By doing that, Guan Eng, instead of engaging in the perennial debate of who is more moral in the nation's political arena, will contribute in drawing the perimeter of what should and shouldn't be allowed in blogosphere.

It is amazing sometimes that politicians will go to great lengths to deny, denounce and chastise what is written against them and yet, are not prepared to lodge police reports and take legal action to put a stop to such defamation and slander.

After all, these politicians, given their wide range of associates and supporters, including many legal practitioners, would surely be able to obtain legal services easily.

Amid the attention given to Guan Eng, of lesser interest but not necessarily of lesser significance, is the purported derogatory tweets by a DAP man.

Leong Yook Kong, political secretary to DAP's Bagan Dalam assemblyman A. Thanasekaran, is being censured when he posted on Twitter: "If they see the snake & Indian man, pukul siapa (hit who) first?"

He had not admitted he had made those remarks but he reportedly questioned why people were making a big deal of what he had tweeted, yet, were less critical when BN's Perak assemblywoman Hamidah Osman made a similar comment (in 2008).

Actually, Hamidah was severely chastised by the opposition, especially by DAP parliamentary leader Lim Kit Siang who, in his blog said:

"It is most shocking that after half-a-century of nationhood and the great government's expenditures at nation-building, including the billions of ringgit recently spent on National Service, a Barisan Nasional state legislator in Perak could utter the highly racist, insensitive and offensive statement that when you meet an Indian and a snake, you hit the Indian first!"

Guan Eng joined his father in criticising Hamidah, demanding that Umno should punish her.

Chipping in was DAP Ipoh Barat member of parliament M. Kulasegaran, who then said Hamidah's remarks had aggrieved the Indian community and MIC should pull out from BN.

Hamidah then apologised several times for the racial slur.

While waiting for Leong to apologise or defend his statement, and reactions from DAP stalwarts like Kit Siang, Guan Eng and Kulasegaran, another case of double standards cropped up.

It is on the suspension of International Islamic University of Malaysia's law lecturer Prof Abdul Aziz Bari.

The reasons for his suspension are sketchy but much is attributed to his public comments on the Selangor Sultan's statement about the issue of proselytisation of Muslims in Selangor.

Perceived to be strongly leaning towards the opposition, if not outrightly supporting it, his suspension was greeted with loud protests.

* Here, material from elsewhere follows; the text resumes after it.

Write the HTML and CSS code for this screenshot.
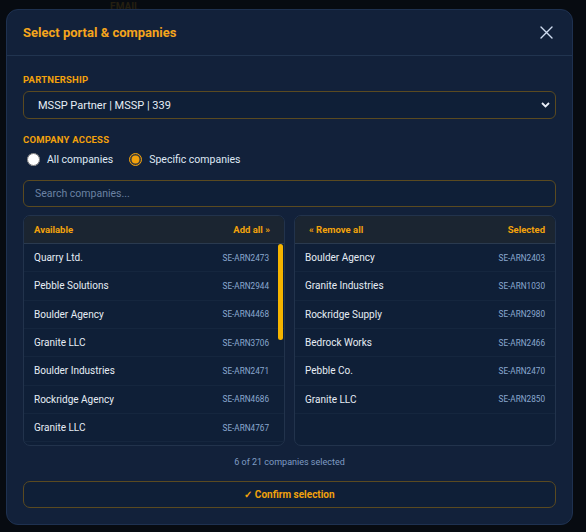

This was met with strong retorts from pro-BN supporters, asking Aziz Bari's supporters where they were when three officials of Universiti Selangor (Unisel) were sacked in August.

The sacking of the trio also led to its vice-chancellor Datuk Dr Rosti Saruwono resigning in protest over the sackings.

The icing on the cake for the week's inconsistencies if not outright hypocrisy would have to be the reasons given by Pas' leadership in deciding not to participate in the Himpunan Sejuta Umat (Himpun -- Gathering of a million believers).

Its president Datuk Seri Abdul Hadi Awang said Pas decided not to participate in the gathering so as to respect the decision of the organisers to keep the gathering apolitical.

This sparked accusations of Pas being hypocritical because it was more than keen to participate in July's Bersih 2.0 rally that was held to demand for electoral reforms.

Pas' critics pointed out that Bersih organisers, too, claimed that the rally was apolitical.

But the critics may have missed out on what Abdul Hadi was actually trying to reveal -- that Bersih is political, hence Pas' participation.

Come to think of it, there is nothing significant or extraordinary about this week's double standards or political hypocrisy.

The pot is only doing what it has been doing in previous weeks and the in weeks to come -- calling the kettle black.

p/s This article first appeared in the New Sunday Times on 22 Oct, 2011.